Governance also means treating schema discipline seriously. Even though graph models are flexible, that does not mean they should be chaotic. You still need naming conventions, data lineage, access reviews, and rules about which teams can create new relationship types or labels.

• Authentication: confirm identity before access.
• Authorization: restrict node, edge, or database access by role.
• Encryption: protect data at rest and in transit.
• Auditability: capture who queried what and when.
• Governance: define ownership, lineage, and retention rules.

If your organization is already standardized on AWS security primitives, Neptune can reduce governance friction. If your security team wants deeper graph-specific control and a mature graph platform, Neo4j remains compelling.

Integration With Modern Data And Application Stacks

Both platforms fit into modern application stacks, but they do so differently. Neo4j has mature drivers for Java, Python, JavaScript, and .NET, which makes it easy to embed graph queries into APIs and application services. That developer breadth is helpful when graph logic needs to sit close to the application layer.

Neptune integrates naturally with AWS services such as Lambda, S3, Glue, and Athena. That makes it a strong fit for ingestion pipelines, serverless event processing, and data-lake-connected graph workflows. If your architecture already uses AWS eventing and storage patterns, Neptune can slot into the design without introducing a separate operational stack.

Graph databases rarely replace relational systems entirely. In practice, they coexist with warehouses, search engines, and object storage. A common pattern is to keep system-of-record data in relational databases, index text in a search engine, and use a graph database for relationships and path queries. That is polyglot persistence done correctly.

For knowledge graph pipelines, Neptune’s RDF support can help if you ingest data from multiple sources and want semantic consistency. For application-centric relationship services, Neo4j is often the simpler developer experience. The right architecture depends on whether the graph is an analytical layer, an application service, or both.

• Real-time app pattern: API layer queries graph for recommendations, risk scores, or related entities.
• Batch ingestion pattern: ETL jobs load relationships nightly from source systems.
• Knowledge graph pattern: multiple sources are merged into a semantic or property graph.

Well-designed integration is less about connectors and more about data discipline. If the upstream identifiers are poor, no graph database can fix that on its own.

Pricing And Total Cost Of Ownership

Pricing comparisons between Neo4j and Amazon Neptune are easy to oversimplify. A better way to think about it is total cost of ownership. That includes database licensing or consumption charges, infrastructure, backup strategy, monitoring, migration effort, tuning time, and the staff skill required to operate the system.

Neo4j pricing varies depending on deployment model. Managed options such as Aura shift operational burden off the team, while self-managed deployments require more internal support. Neptune follows AWS consumption-style service pricing, which may look attractive for teams already budgeting cloud costs. But the actual bill depends on instance class, storage, I/O, replicas, and traffic patterns.

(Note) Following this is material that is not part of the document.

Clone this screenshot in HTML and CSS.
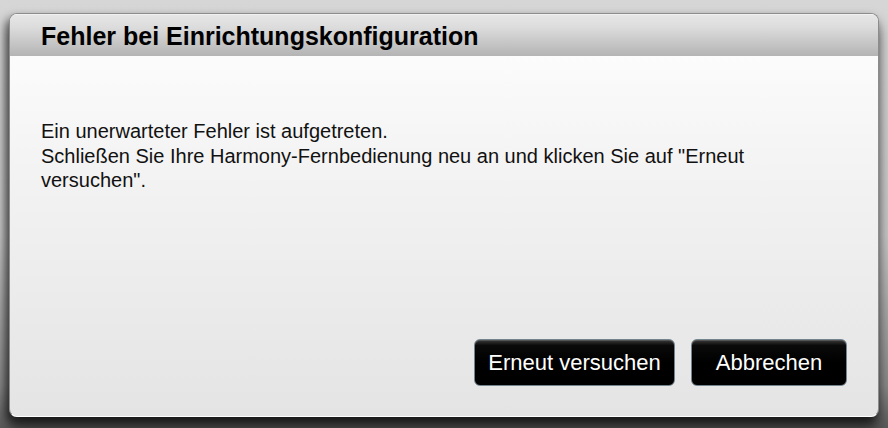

Hidden costs matter. Moving from a relational model to a graph model often requires query refactoring, new data pipelines, and training for developers who are used to joins instead of traversals. If your team is new to graph modeling, the learning curve has a real cost even if the infrastructure pricing looks reasonable.

According to Bureau of Labor Statistics data, competition for skilled data and security professionals remains strong, which reinforces the value of choosing a platform your team can operate efficiently. Salary pressure is only part of TCO, but it is not trivial. Skill availability influences platform choice.

The safest approach is a proof of concept with real data and projected production load. Measure database cost, engineering time, tuning effort, and operational overhead together. That is the only way to get a realistic answer.

When To Choose Neo4j Vs. Amazon Neptune

The decision usually becomes clearer when you map the platform to the problem. Neo4j is often the stronger choice when the team wants the most natural graph modeling experience, rich graph exploration, and strong graph analytics tooling. Amazon Neptune is often preferable when the organization is deeply committed to AWS, wants managed operations, or needs both property graph and RDF support.

Use Neo4j if your workload is graph-first and the developers will spend a lot of time designing, querying, and analyzing relationships. Use Neptune if your infrastructure team wants fewer moving parts and the architecture already depends on AWS networking, security, and event services. That distinction matters more than raw feature lists.

Here is a practical checklist:

• Do you need semantic/RDF support?
• Is your team already standardized on AWS services?
• Will developers write and maintain graph queries directly?
• Do you need deep graph analytics and interactive exploration?
• Is managed operations reduction more important than platform control?
• Do compliance requirements favor a specific security architecture?
• Will the graph sit beside relational systems, search, or a data lake?

If you answer “yes” to expressive modeling, graph-native analytics, and rapid developer iteration, Neo4j is likely the better fit. If you answer “yes” to managed AWS integration, operational simplicity, and mixed graph/RDF needs, Neptune may be the better platform.

Do not pick the database first and the workload second. Start with the business question, then choose the graph platform that makes that question easiest to solve at scale.

Conclusion

Neo4j and Amazon Neptune are both strong NoSQL graph solutions, but they are optimized for different implementation preferences. Neo4j stands out for native graph modeling, Cypher readability, and graph analytics depth. Neptune stands out for AWS-native operations, managed infrastructure, and the flexibility of property graph plus RDF support.

If your goal is fast, expressive graph data modeling for relationship-heavy applications, Neo4j often feels more natural to developers. If your goal is to keep graph infrastructure aligned with AWS security, deployment, and monitoring patterns, Neptune is often the cleaner operational choice. Both can support demanding use cases like fraud detection, knowledge graphs, and recommendation engines.

The practical next step is simple: run a proof of concept with representative data, real query patterns, realistic concurrency, and production-like security requirements. Measure more than speed. Measure maintainability, onboarding effort, tuning time, and operational overhead too.

Vision Training Systems recommends that teams compare Neo4j and Amazon Neptune in the context of their actual workload, not just their feature checklists. The right answer is the one your team can model, secure, operate, and scale without wasting time on unnecessary complexity. Pick the graph database that fits the problem, and the rest gets much easier.